WHAT IS REQUIRED
For the copy, please give all of the data again exactly and leave the pictures out.

DATA SECTION
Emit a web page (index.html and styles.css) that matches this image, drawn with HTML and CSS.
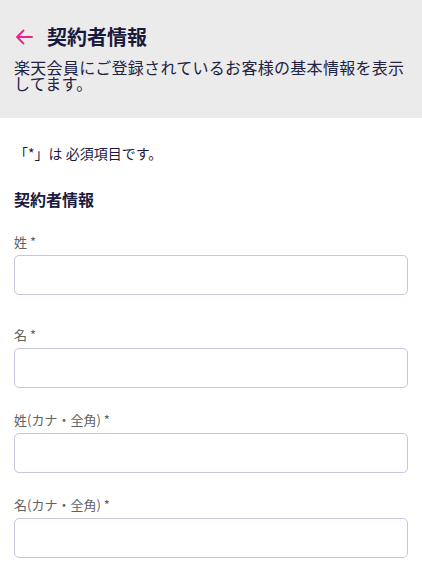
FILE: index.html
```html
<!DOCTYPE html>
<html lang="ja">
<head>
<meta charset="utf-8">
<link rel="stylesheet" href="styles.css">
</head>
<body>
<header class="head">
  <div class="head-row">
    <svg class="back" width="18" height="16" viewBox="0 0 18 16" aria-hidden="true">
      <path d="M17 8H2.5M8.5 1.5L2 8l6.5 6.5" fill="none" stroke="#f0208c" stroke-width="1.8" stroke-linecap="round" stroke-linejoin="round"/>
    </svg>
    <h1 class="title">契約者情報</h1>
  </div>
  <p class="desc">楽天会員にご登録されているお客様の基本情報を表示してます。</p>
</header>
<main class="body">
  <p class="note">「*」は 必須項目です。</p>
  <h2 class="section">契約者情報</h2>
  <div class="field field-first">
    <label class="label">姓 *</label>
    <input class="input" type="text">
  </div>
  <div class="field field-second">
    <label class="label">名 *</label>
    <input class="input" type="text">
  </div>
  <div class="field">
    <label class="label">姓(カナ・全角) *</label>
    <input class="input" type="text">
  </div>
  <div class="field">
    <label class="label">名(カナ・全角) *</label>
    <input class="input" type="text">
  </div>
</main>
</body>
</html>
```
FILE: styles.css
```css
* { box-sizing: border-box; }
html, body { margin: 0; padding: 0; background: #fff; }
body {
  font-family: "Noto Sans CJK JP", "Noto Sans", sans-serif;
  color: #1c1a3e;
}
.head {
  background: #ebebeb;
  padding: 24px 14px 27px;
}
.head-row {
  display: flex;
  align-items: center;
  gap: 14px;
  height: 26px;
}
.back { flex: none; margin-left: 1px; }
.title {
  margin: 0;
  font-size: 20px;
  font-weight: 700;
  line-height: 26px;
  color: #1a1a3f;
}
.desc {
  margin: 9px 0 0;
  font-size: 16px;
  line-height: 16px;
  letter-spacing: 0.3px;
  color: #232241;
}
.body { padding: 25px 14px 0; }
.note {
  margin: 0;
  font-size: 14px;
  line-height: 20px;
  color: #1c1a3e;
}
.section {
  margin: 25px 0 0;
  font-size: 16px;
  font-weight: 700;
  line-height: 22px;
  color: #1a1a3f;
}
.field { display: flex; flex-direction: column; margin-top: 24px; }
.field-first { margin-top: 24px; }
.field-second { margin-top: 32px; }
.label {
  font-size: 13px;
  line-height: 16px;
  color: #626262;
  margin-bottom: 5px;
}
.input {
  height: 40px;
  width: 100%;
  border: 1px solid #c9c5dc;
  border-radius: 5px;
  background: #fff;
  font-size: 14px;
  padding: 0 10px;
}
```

ANSWER TO THIS PROBLEM
Emit a web page (index.html and styles.css) that matches this image, drawn with HTML and CSS.
FILE: index.html
```html
<!DOCTYPE html>
<html lang="ja">
<head>
<meta charset="utf-8">
<link rel="stylesheet" href="styles.css">
</head>
<body>
<header class="head">
  <div class="head-row">
    <svg class="back" width="18" height="16" viewBox="0 0 18 16" aria-hidden="true">
      <path d="M17 8H2.5M8.5 1.5L2 8l6.5 6.5" fill="none" stroke="#f0208c" stroke-width="1.8" stroke-linecap="round" stroke-linejoin="round"/>
    </svg>
    <h1 class="title">契約者情報</h1>
  </div>
  <p class="desc">楽天会員にご登録されているお客様の基本情報を表示してます。</p>
</header>
<main class="body">
  <p class="note">「*」は 必須項目です。</p>
  <h2 class="section">契約者情報</h2>
  <div class="field field-first">
    <label class="label">姓 *</label>
    <input class="input" type="text">
  </div>
  <div class="field field-second">
    <label class="label">名 *</label>
    <input class="input" type="text">
  </div>
  <div class="field">
    <label class="label">姓(カナ・全角) *</label>
    <input class="input" type="text">
  </div>
  <div class="field">
    <label class="label">名(カナ・全角) *</label>
    <input class="input" type="text">
  </div>
</main>
</body>
</html>
```
FILE: styles.css
```css
* { box-sizing: border-box; }
html, body { margin: 0; padding: 0; background: #fff; }
body {
  font-family: "Noto Sans CJK JP", "Noto Sans", sans-serif;
  color: #1c1a3e;
}
.head {
  background: #ebebeb;
  padding: 24px 14px 27px;
}
.head-row {
  display: flex;
  align-items: center;
  gap: 14px;
  height: 26px;
}
.back { flex: none; margin-left: 1px; }
.title {
  margin: 0;
  font-size: 20px;
  font-weight: 700;
  line-height: 26px;
  color: #1a1a3f;
}
.desc {
  margin: 9px 0 0;
  font-size: 16px;
  line-height: 16px;
  letter-spacing: 0.3px;
  color: #232241;
}
.body { padding: 25px 14px 0; }
.note {
  margin: 0;
  font-size: 14px;
  line-height: 20px;
  color: #1c1a3e;
}
.section {
  margin: 25px 0 0;
  font-size: 16px;
  font-weight: 700;
  line-height: 22px;
  color: #1a1a3f;
}
.field { display: flex; flex-direction: column; margin-top: 24px; }
.field-first { margin-top: 24px; }
.field-second { margin-top: 32px; }
.label {
  font-size: 13px;
  line-height: 16px;
  color: #626262;
  margin-bottom: 5px;
}
.input {
  height: 40px;
  width: 100%;
  border: 1px solid #c9c5dc;
  border-radius: 5px;
  background: #fff;
  font-size: 14px;
  padding: 0 10px;
}
```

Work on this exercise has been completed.